Subject: Re: On Topic (really :): A Berkshire Hathaway question
It would have taken a full 5 years until the sell threshold of 1.4 was reached again => the calls expired worthless or with the same effect would have been rolled out numerous times.
This is what I struggle with.
In a worst case scenario where BRK remained low for an extended period of time, even DITM calls may expire worthless, and then you'd need to raise some money to buy new calls to keep the strategy going. The possibility of this happening multiple times is where the risk of kaboom (permanent loss of a lot of money) seems to exist.
Granted, it'd probably be a small risk, but we've had one Great Depression before, so we could certainly have another (or worse).
The challenge I wrestle with: I have no way to raise significantly more funds in most of my accounts if repeated worst case scenarios unfold.
I can't raise additional funds at all in my IRAs, so to mitigate this risk, I'd need to start out with a fraction of my funds committed to calls in those accounts (let's say 30%) and then only increase that if calls start expiring. And if we're talking DITM calls, the leverage is already pretty modest there (let's say 1.4x). So take that modest leverage and dilute it even further by 30% of funds, and then deduct trading costs, and I'm left mulling over whether it's even worth doing for the small advantage it might afford.

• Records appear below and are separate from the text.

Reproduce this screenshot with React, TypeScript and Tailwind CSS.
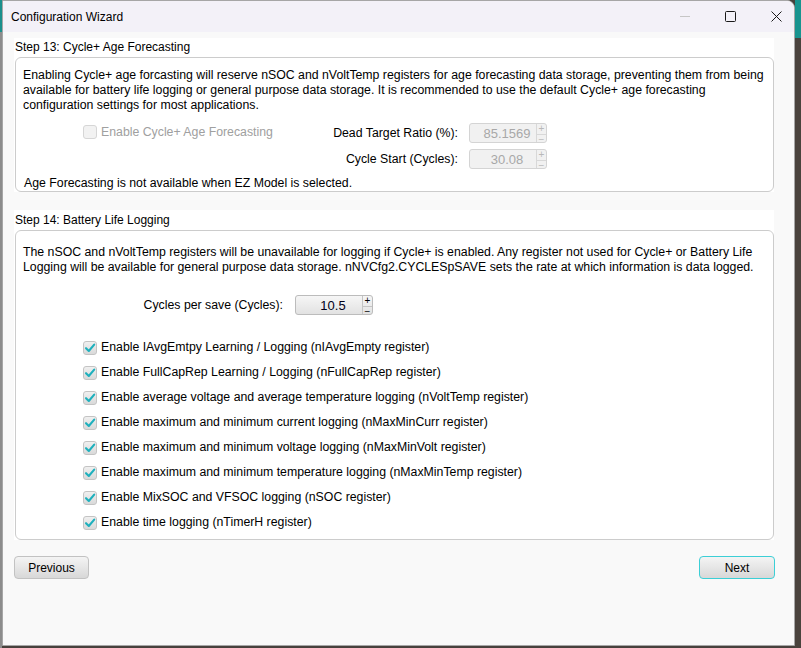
import React from "react";

const font = { fontFamily: '"Liberation Sans", Arial, sans-serif' };

function Check({ checked, disabled }: { checked?: boolean; disabled?: boolean }) {
  return (
    <div
      className={
        "w-[14px] h-[14px] rounded-[3px] border flex items-center justify-center shrink-0 " +
        (disabled
          ? "border-[#d6d6d6] bg-[#f2f2f2]"
          : "border-[#c4c4c4] bg-gradient-to-b from-[#f0f0f0] to-[#d9d9d9]")
      }
    >
      {checked && (
        <svg width="12" height="12" viewBox="0 0 12 12" fill="none">
          <path d="M2 6.2 L4.8 9 L10.2 2.6" stroke="#1fb0bd" strokeWidth="2.1" strokeLinecap="round" strokeLinejoin="round" />
        </svg>
      )}
    </div>
  );
}

function Spinner({ value, disabled }: { value: string; disabled?: boolean }) {
  return (
    <div
      className={
        "w-[78px] h-[20px] rounded-[3px] border flex " +
        (disabled
          ? "border-[#d4d4d4] bg-[#f1f1f1]"
          : "border-[#bcbcbc] bg-gradient-to-b from-[#f6f6f6] to-[#e2e2e2]")
      }
    >
      <div
        className={
          "flex-1 flex items-center justify-center pl-[8px] text-[13px] " +
          (disabled ? "text-[#a8a8a8]" : "text-[#000018]")
        }
      >
        {value}
      </div>
      <div className={"w-[10px] flex flex-col border-l " + (disabled ? "border-[#d8d8d8]" : "border-[#c4c4c4]")}>
        <div
          className={
            "flex-1 flex items-center justify-center text-[10px] leading-none border-b " +
            (disabled ? "text-[#b8b8b8] border-[#d8d8d8]" : "text-black border-[#c4c4c4]")
          }
        >
          +
        </div>
        <div
          className={
            "flex-1 flex items-center justify-center text-[10px] leading-none " +
            (disabled ? "text-[#b8b8b8]" : "text-black")
          }
        >
          −
        </div>
      </div>
    </div>
  );
}

const logItems = [
  "Enable IAvgEmtpy Learning / Logging (nIAvgEmpty register)",
  "Enable FullCapRep Learning / Logging (nFullCapRep register)",
  "Enable average voltage and average temperature logging (nVoltTemp register)",
  "Enable maximum and minimum current logging (nMaxMinCurr register)",
  "Enable maximum and minimum voltage logging (nMaxMinVolt register)",
  "Enable maximum and minimum temperature logging (nMaxMinTemp register)",
  "Enable MixSOC and VFSOC logging (nSOC register)",
  "Enable time logging (nTimerH register)",
];

export default function App() {
  return (
    <div className="w-[801px] h-[648px] flex bg-[#47413c] overflow-hidden" style={font}>
      {/* desktop strip left */}
      <div className="w-[2px] flex flex-col">
        <div className="h-[32px] bg-[#1a8f8c]" />
        <div className="flex-1 bg-[#8c8c8c]" />
      </div>

      {/* window */}
      <div className="w-[793px] h-[646px] border border-[#a6a6a6] rounded-tr-[8px] flex flex-col bg-[#f9f9f9] overflow-hidden">
        {/* title bar */}
        <div className="h-[31px] bg-[#f3f1f8] flex items-center shrink-0">
          <div className="pl-[8px] text-[12px] text-black flex-1">Configuration Wizard</div>
          <div className="w-[10px] h-px bg-[#c6c6c6] mr-[35px]" />
          <svg width="11" height="11" viewBox="0 0 11 11" className="mr-[35px]">
            <rect x="0.5" y="0.5" width="10" height="10" rx="1" fill="none" stroke="#1a1a1a" strokeWidth="1" />
          </svg>
          <svg width="11" height="11" viewBox="0 0 11 11" className="mr-[12px]">
            <path d="M0.5 0.5 L10.5 10.5 M10.5 0.5 L0.5 10.5" stroke="#1a1a1a" strokeWidth="1" />
          </svg>
        </div>

        {/* content */}
        <div className="flex-1 pl-[11px] pt-[6px] text-[12.3px] text-black">
          {/* Step 13 */}
          <div className="w-[760px] bg-white">
            <div className="h-[19px] pl-[1px] leading-[19px] text-[12px]">Step 13: Cycle+ Age Forecasting</div>
            <div className="ml-[1px] w-[759px] h-[135px] border border-[#cccccc] rounded-[6px] pl-[7px] pt-[10px] leading-[15px]">
              <p className="whitespace-nowrap">
                Enabling Cycle+ age forcasting will reserve nSOC and nVoltTemp registers for age forecasting data storage, preventing them from being
                <br />
                available for battery life logging or general purpose data storage. It is recommended to use the default Cycle+ age forecasting
                <br />
                configuration settings for most applications.
              </p>
              <div className="flex mt-[10px]">
                <div className="w-[294px] flex items-start pl-[60px] pt-[2px]">
                  <Check disabled />
                  <span className="ml-[4px] text-[#a0a0a0] leading-[15px]">Enable Cycle+ Age Forecasting</span>
                </div>
                <div className="flex flex-col gap-[6px]">
                  <div className="flex items-center">
                    <div className="w-[141px] text-right">Dead Target Ratio (%):</div>
                    <div className="ml-[11px]">
                      <Spinner value="85.1569" disabled />
                    </div>
                  </div>
                  <div className="flex items-center">
                    <div className="w-[141px] text-right">Cycle Start (Cycles):</div>
                    <div className="ml-[11px]">
                      <Spinner value="30.08" disabled />
                    </div>
                  </div>
                </div>
              </div>
              <p className="mt-[7px] pl-[1px]">Age Forecasting is not available when EZ Model is selected.</p>
            </div>
          </div>

          {/* Step 14 */}
          <div className="w-[760px] bg-white mt-[18px]">
            <div className="h-[20px] pl-[1px] leading-[21px] text-[12px]">Step 14: Battery Life Logging</div>
            <div className="ml-[1px] w-[759px] h-[310px] border border-[#cccccc] rounded-[6px] pl-[7px] pt-[14px] leading-[15px]">
              <p className="whitespace-nowrap">
                The nSOC and nVoltTemp registers will be unavailable for logging if Cycle+ is enabled. Any register not used for Cycle+ or Battery Life
                <br />
                Logging will be available for general purpose data storage. nNVCfg2.CYCLESpSAVE sets the rate at which information is data logged.
              </p>
              <div className="flex items-center mt-[20px]">
                <div className="w-[260px] text-right">Cycles per save (Cycles):</div>
                <div className="ml-[12px]">
                  <Spinner value="10.5" />
                </div>
              </div>
              <div className="flex flex-col mt-[20px] pl-[60px]">
                {logItems.map((t) => (
                  <div key={t} className="h-[25px] flex items-center">
                    <Check checked />
                    <span className="ml-[4px]">{t}</span>
                  </div>
                ))}
              </div>
            </div>
          </div>

          {/* buttons */}
          <div className="w-[761px] flex justify-between mt-[16px]">
            <button className="w-[75px] h-[23px] rounded-[4px] border border-[#c2c2c2] bg-gradient-to-b from-[#f4f4f4] to-[#d8d8d8] text-[12px] text-black">
              Previous
            </button>
            <button className="w-[76px] h-[23px] rounded-[4px] border border-[#3ccfd6] bg-gradient-to-b from-[#f4f4f4] to-[#d8d8d8] text-[12px] text-black">
              Next
            </button>
          </div>
        </div>
      </div>

      {/* desktop strip right */}
      <div className="w-[6px] flex flex-col">
        <div className="h-[38px] bg-[#18948f]" />
        <div className="flex-1 bg-[#4a433d]" />
      </div>
    </div>
  );
}
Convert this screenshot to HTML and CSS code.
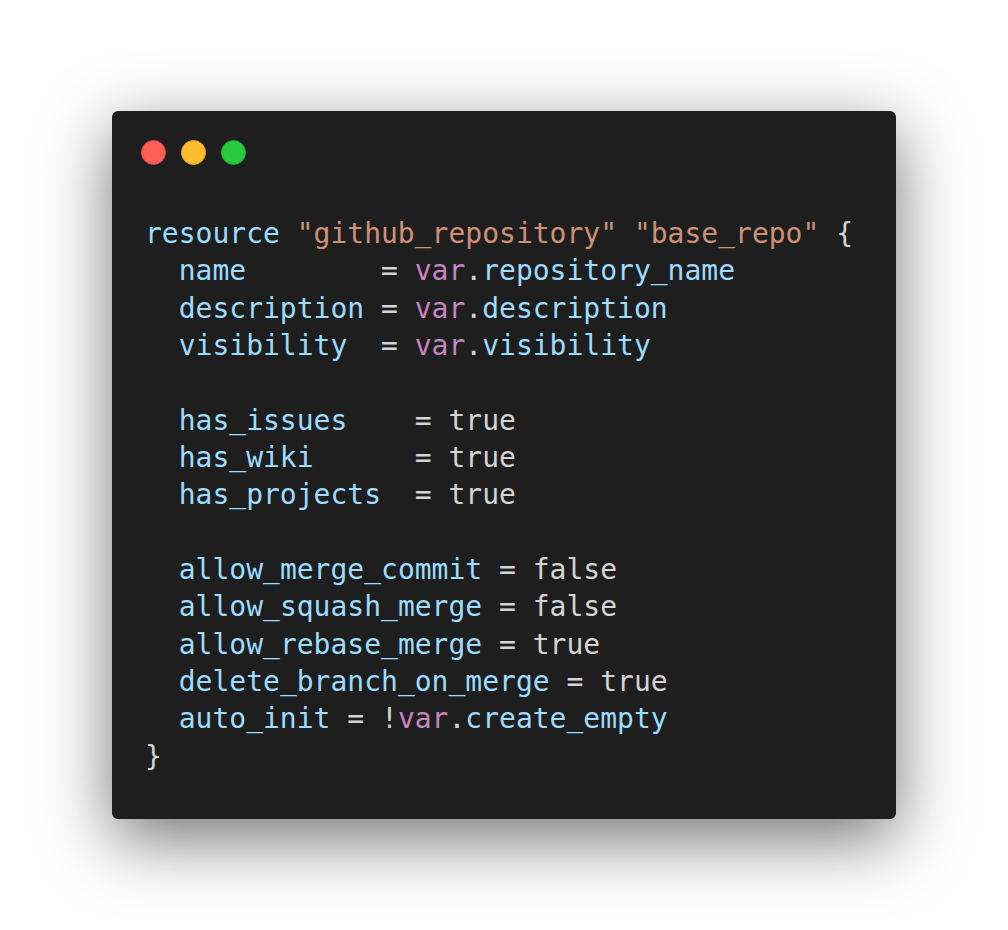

Taxable accounts on the other hand seem like a more lucrative place to try this with a larger % of the portfolio, but I don't have much equity in other assets (like my home) to tap if I needed to raise funds there. If I knew I could raise significant funds easily if the worst case above happened, that'd change things. I'm definitely a bit envious of Jim's previously stated ability to raise significant funds in this scenario!
On that note, if anyone has come up with creative ideas for a person without significant home equity or alternate assets to raise significant funds, I'd love to hear it!